Whichever way I look at this trade, it continues to look like a big win for Atlanta. Clearly the Orioles think highly of both Barker and Belicek, as they didn’t clear as much payroll space as the Diamondbacks did last year when they dumped twice as much payroll while getting two outfielders, one of whom is no longer playing baseball.

The real value of this trade could be in the way that it plays into Atlanta’s overall 2016 draft strategy.

While the slot money assigned to the No. 76 pick is just over $800,000, the Braves could place even more value on that selection by picking a higher-ranked prospect who has fallen down in the draft and giving him an over-slot bonus. This is possible because of the Braves large draft pool created by their No. 3 overall pick and the expectation (around the baseball industry) that the players drafted in the top-5 spots might sign for less than slot value ($6.5 million for the Braves No. 3 slot). If Atlanta is able to sign its first round selection for a $1 million or $2 million less than that $6.5 million slot value, then that frees up money to be used around pick No. 76 to sign a player to late-first round money. The last pick, No. 34, in the first round is almost $1 million more than the slot value of the Braves No. 76 pick.

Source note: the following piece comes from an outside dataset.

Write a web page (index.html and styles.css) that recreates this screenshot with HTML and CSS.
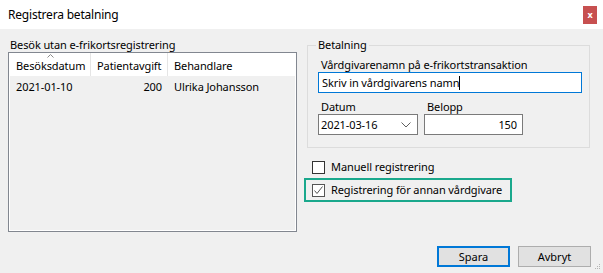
FILE: index.html
```html
<!DOCTYPE html>
<html lang="sv">
<head>
  <meta charset="UTF-8">
  <title>Registrera betalning</title>
  <link rel="stylesheet" href="styles.css">
</head>
<body>

  <div class="window">
    <div class="titlebar">
      <span class="title">Registrera betalning</span>
      <span class="close">x</span>
    </div>

    <div class="main">
      <div class="left">
        <div class="group-label">Besök utan e-frikortsregistrering</div>
        <div class="listview">
          <div class="lv-row lv-header">
            <div class="col col-date">
              <svg class="sort" width="7" height="4" viewBox="0 0 7 4"><path d="M0.5 3.5 L3.5 0.5 L6.5 3.5" fill="none" stroke="#8a8a8a" stroke-width="1"/></svg>
              Besöksdatum
            </div>
            <div class="col col-fee">Patientavgift</div>
            <div class="col col-name">Behandlare</div>
          </div>
          <div class="lv-row lv-item">
            <div class="col col-date">2021-01-10</div>
            <div class="col col-fee num">200</div>
            <div class="col col-name">Ulrika Johansson</div>
          </div>
        </div>
      </div>

      <div class="right">
        <fieldset class="groupbox">
          <legend>Betalning</legend>
          <div class="field-label">Vårdgivarenamn på e-frikortstransaktion</div>
          <div class="textbox focused">Skriv in vårdgivarens namn<span class="caret"></span></div>
          <div class="field-row">
            <div class="field date">
              <div class="field-label">Datum</div>
              <div class="combo">
                <span>2021-03-16</span>
                <svg width="10" height="6" viewBox="0 0 10 6"><path d="M0.5 0.5 L5 5 L9.5 0.5" fill="none" stroke="#606060" stroke-width="1"/></svg>
              </div>
            </div>
            <div class="field amount">
              <div class="field-label">Belopp</div>
              <div class="textbox num">150</div>
            </div>
          </div>
        </fieldset>

        <div class="check-row">
          <span class="checkbox"></span>
          <span>Manuell registrering</span>
        </div>
        <div class="check-row highlight">
          <span class="checkbox checked">
            <svg width="11" height="11" viewBox="0 0 11 11"><path d="M1.5 5.5 L4 8.5 L9.5 1.5" fill="none" stroke="#555" stroke-width="1"/></svg>
          </span>
          <span>Registrering för annan vårdgivare</span>
        </div>
      </div>
    </div>

    <div class="buttons">
      <button class="btn default">Spara</button>
      <button class="btn">Avbryt</button>
    </div>

    <svg class="grip" width="6" height="6" viewBox="0 0 6 6">
      <rect x="4" y="0" width="1" height="1" fill="#b4b4b4"/>
      <rect x="2" y="2" width="1" height="1" fill="#b4b4b4"/>
      <rect x="4" y="2" width="1" height="1" fill="#b4b4b4"/>
      <rect x="0" y="4" width="1" height="1" fill="#b4b4b4"/>
      <rect x="2" y="4" width="1" height="1" fill="#b4b4b4"/>
      <rect x="4" y="4" width="1" height="1" fill="#b4b4b4"/>
    </svg>
  </div>

</body>
</html>
```

FILE: styles.css
```css
body {
  margin: 0;
  font-family: 'Noto Sans', sans-serif;
  font-size: 11px;
  letter-spacing: -0.1px;
  line-height: 14px;
  color: #000;
  background: #f0f0f0;
}

.window {
  position: relative;
  width: 603px;
  height: 273px;
  background: #f0f0f0;
  display: flex;
  flex-direction: column;
  overflow: hidden;
}

.titlebar {
  height: 29px;
  background: #fff;
  display: flex;
  align-items: center;
  padding-left: 8px;
  flex-shrink: 0;
}

.title {
  font-size: 12px;
  letter-spacing: -0.2px;
}

.close {
  margin-left: auto;
  margin-right: 6px;
  align-self: flex-start;
  margin-top: 6px;
  width: 14px;
  height: 18px;
  background: #c75050;
  color: #fff;
  font-weight: bold;
  font-size: 9px;
  display: flex;
  align-items: center;
  justify-content: center;
}

.main {
  flex: 1;
  display: flex;
  gap: 7px;
  padding-left: 8px;
}

.left {
  width: 289px;
  padding-top: 9px;
}

.group-label {
  height: 14px;
  padding-left: 2px;
}

.listview {
  height: 180px;
  box-sizing: border-box;
  border: 1px solid #828790;
  box-shadow: inset 0 0 0 1px #fff;
}

.lv-row {
  display: flex;
  white-space: nowrap;
}

.lv-header {
  position: relative;
  height: 23px;
  margin: 0 1px;
  background: #fff;
}

.lv-header .col {
  padding-top: 6px;
  border-right: 1px solid #e5e5e5;
  position: relative;
}

.lv-item .col {
  padding-top: 4px;
  height: 20px;
}

.col {
  box-sizing: border-box;
  padding-left: 6px;
  padding-right: 6px;
}

.col-date {
  width: 81px;
}

.lv-item .col-date {
  margin-left: 1px;
}

.col-fee {
  width: 77px;
}

.col-name {
  flex: 1;
}

.lv-header .col-name {
  border-right: none;
}

.num {
  text-align: right;
}

.sort {
  position: absolute;
  top: 1px;
  left: 37px;
}

.right {
  width: 287px;
  white-space: nowrap;
}

.groupbox {
  box-sizing: border-box;
  width: 283px;
  margin: 9px 0 0 3px;
  padding: 6px 7px 12px 10px;
  border: 1px solid #dcdcdc;
  min-width: 0;
}

.groupbox legend {
  padding: 0 2px;
  margin-left: -2px;
  line-height: 14px;
}

.field-label {
  padding-left: 3px;
  height: 14px;
}

.textbox {
  box-sizing: border-box;
  height: 21px;
  padding: 3px 5px 0 3px;
  background: #fff;
  border: 1px solid #7a7a7a;
}

.textbox.focused {
  border-color: #0078d7;
}

.caret {
  display: inline-block;
  width: 1px;
  height: 14px;
  background: #000;
  vertical-align: -3px;
}

.field-row {
  display: flex;
  gap: 6px;
  margin-top: 7px;
}

.field.date {
  width: 100px;
}

.field.amount {
  width: 99px;
}

.combo {
  box-sizing: border-box;
  height: 21px;
  padding: 3px 6px 0 2px;
  background: #fff;
  border: 1px solid #7a7a7a;
  display: flex;
  justify-content: space-between;
}

.combo svg {
  margin-top: 4px;
}

.check-row {
  display: flex;
  align-items: center;
  gap: 6px;
  height: 20px;
  padding-left: 8px;
  margin-top: 9px;
}

.check-row.highlight {
  box-sizing: border-box;
  width: 208px;
  height: 24px;
  margin-top: 1px;
  padding-left: 6px;
  border: 2px solid #1aa88c;
}

.checkbox {
  box-sizing: border-box;
  width: 13px;
  height: 13px;
  border: 1px solid #333;
  background: #fff;
  display: flex;
}

.checkbox.checked {
  border-color: #555;
}

.buttons {
  display: flex;
  justify-content: flex-end;
  gap: 8px;
  padding: 0 12px 6px 0;
}

.btn {
  box-sizing: border-box;
  width: 73px;
  height: 21px;
  padding: 0;
  font-family: 'Noto Sans', sans-serif;
  font-size: 11px;
  color: #000;
  background: #e1e1e1;
  border: 1px solid #adadad;
}

.btn.default {
  border: 2px solid #0078d7;
}

.grip {
  position: absolute;
  right: 2px;
  bottom: 3px;
}
```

The Braves could have bought themselves another first-round pick.

We’ll have to wait and see if this is what the Braves are thinking, or whether they will simply be content to take a player that fits the value of the bonus slot assigned to that pick. Either way equals a win for the Braves, and potentially a huge bonanza for the team — highlighting how important these extra draft picks are this season.

*Technically, the 2015 trade with the Diamondbacks was two trades.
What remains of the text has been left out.